Nuclear potentials relevant to the symmetry energy in chiral models

TL;DR

This paper compares different chiral models to understand nuclear potentials and symmetry energy, highlighting how chiral symmetry restoration affects these properties at high densities.

Contribution

It evaluates the impact of chiral limits in various models on nuclear matter properties and symmetry energy, providing insights into high-density behavior.

Findings

Scalar fields influence symmetry potentials and energies across densities.

Chiral restoration causes a rise in kinetic symmetry energy.

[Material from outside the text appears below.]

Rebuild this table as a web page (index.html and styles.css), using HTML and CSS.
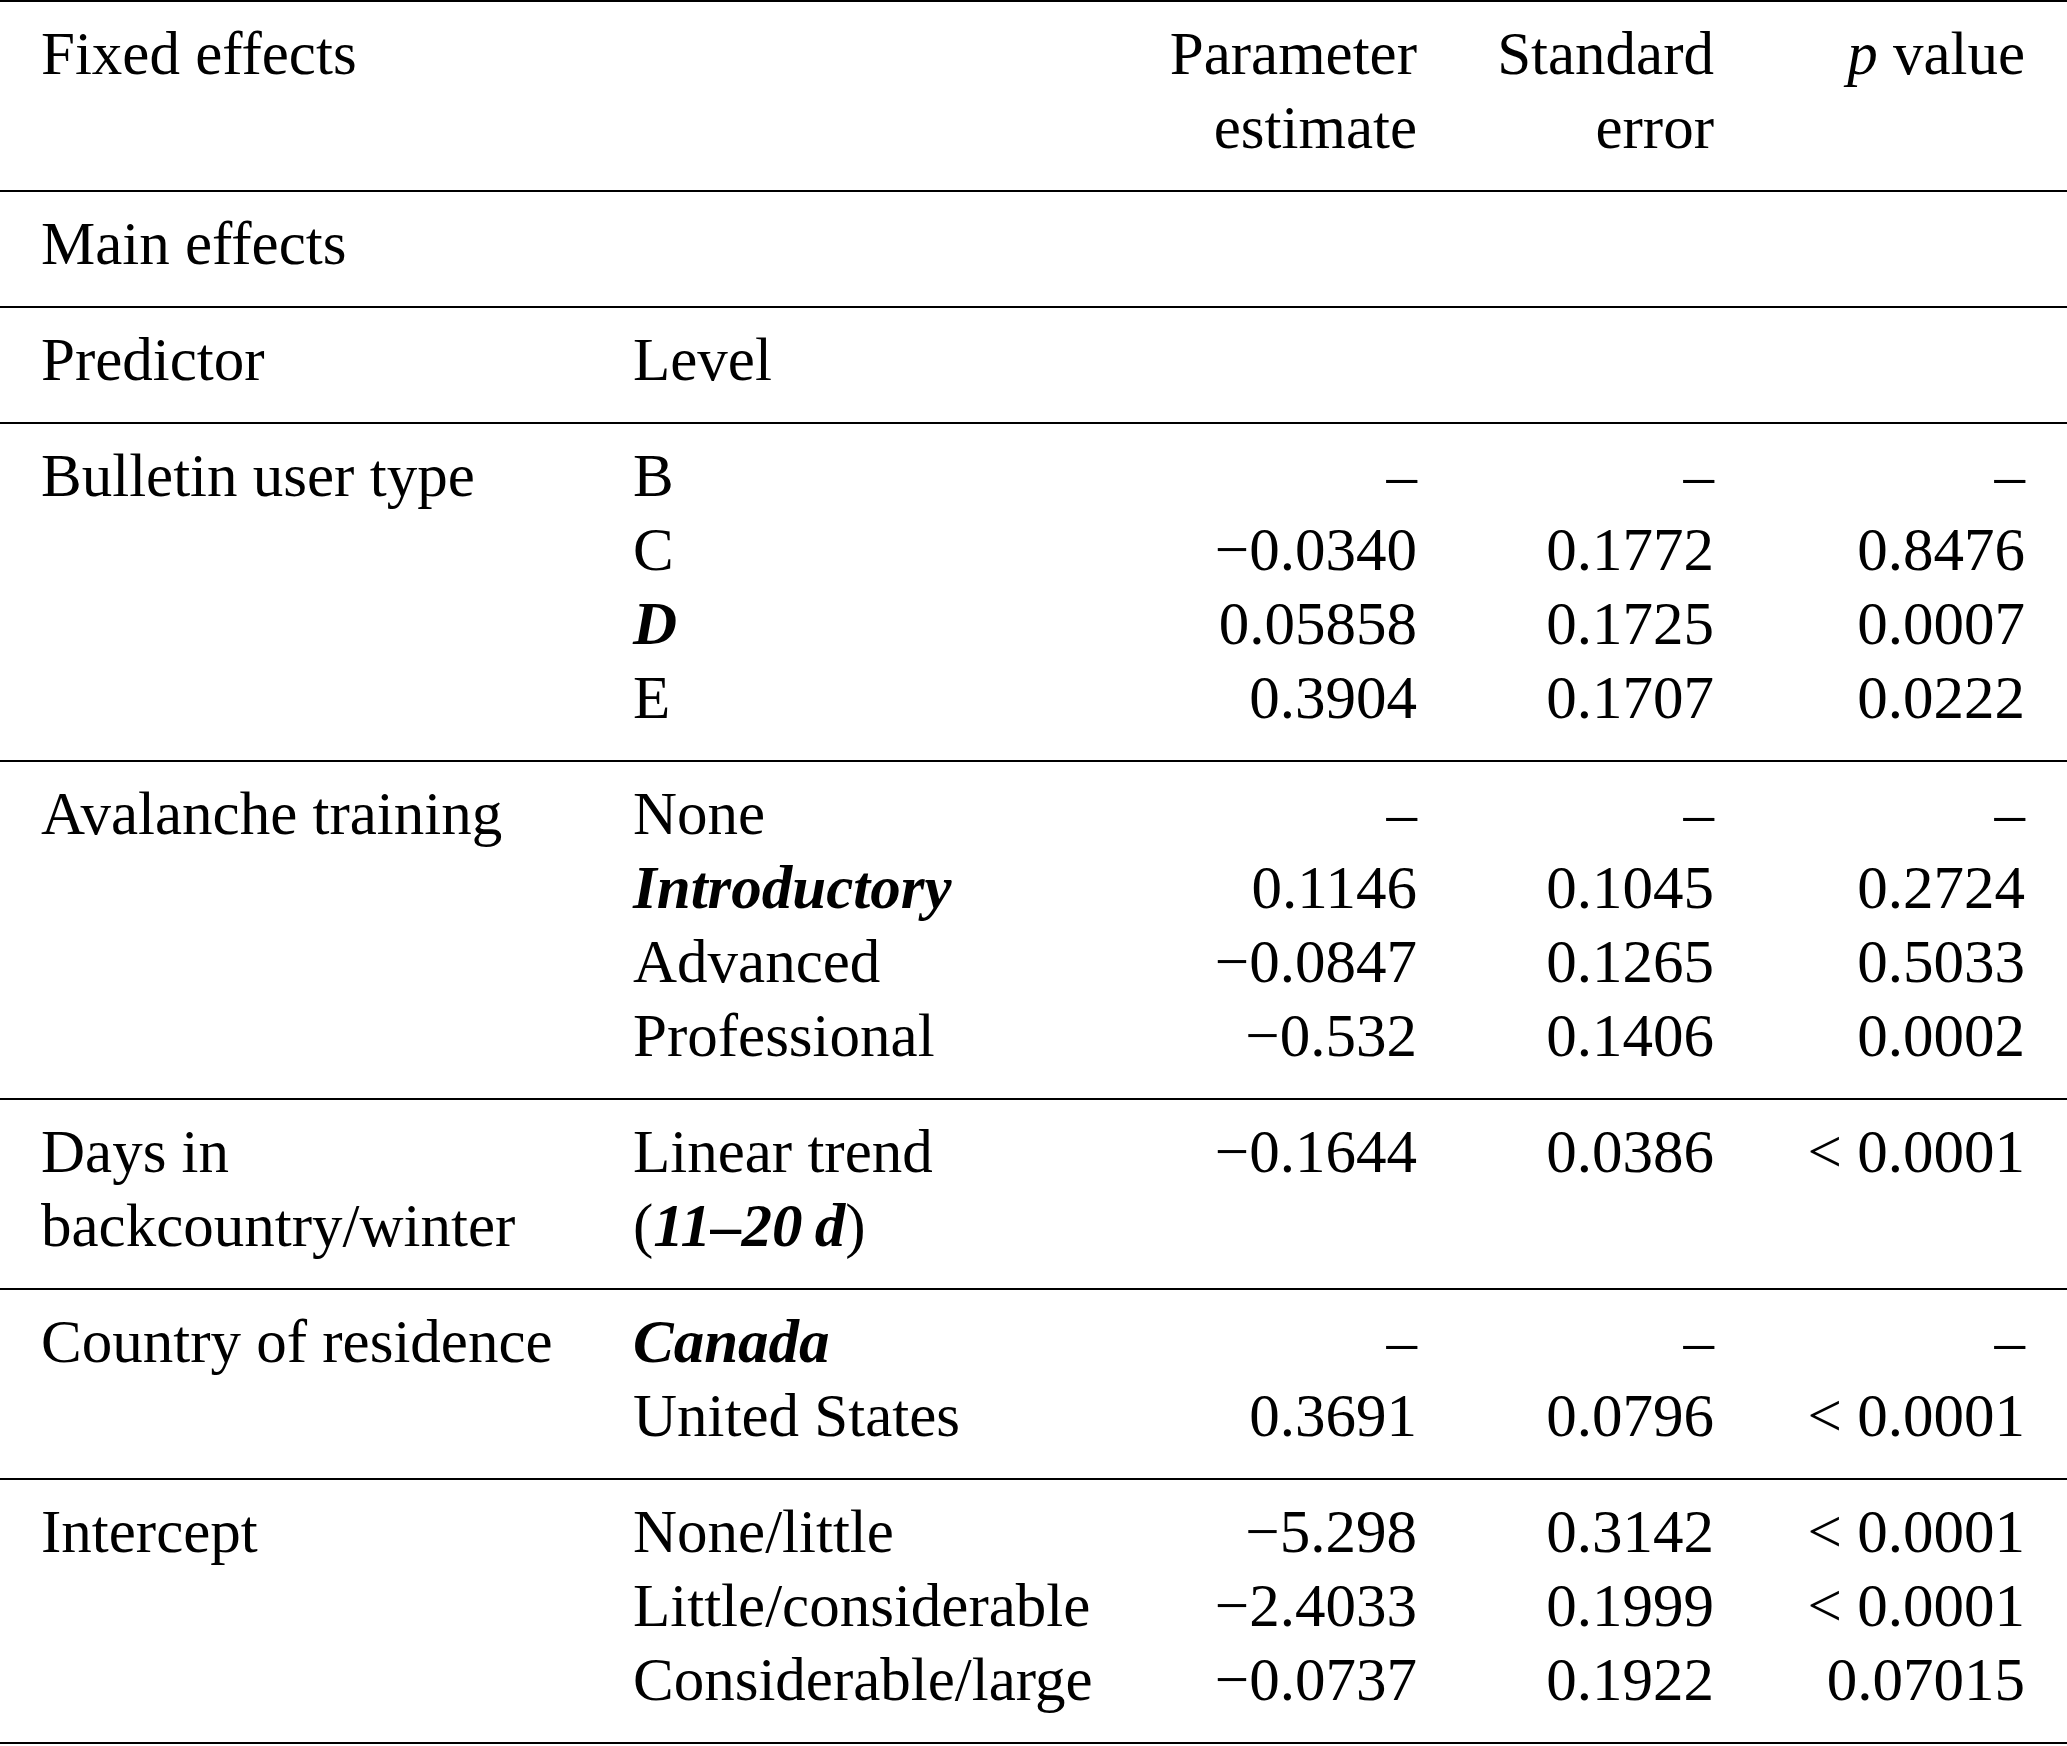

Chiral limit softens symmetry potential and energy at high densities.

Abstract

We employ the extended Nambu-Jona-Lasinio, linear-$\sigma$ models, and the density-dependent model with chiral limits to work out the mean fields and relevant properties of nuclear matter. To have the constraint from the data, we reexamine the Dirac optical potentials and symmetry potential based on the relativistic impulse approximation (RIA). Unlike the extended NJL and the density-dependent models with the chiral limit in terms of the vanishing scalar density, the extended linear-$\sigma$ model with a sluggish changing scalar field loses the chiral limit at the high density end. The various scalar fields can characterize the different Schr\"odinger-equivalent potentials and kinetic symmetry energy in the whole density region and the symmetry potential in the intermediate density region. The drop of the scalar field due to the chiral restoration results in a clear rise of the kinetic symmetry energy. The chiral limit in the models gives rise to the softening of the symmetry potential and thereof the symmetry energy at high densities.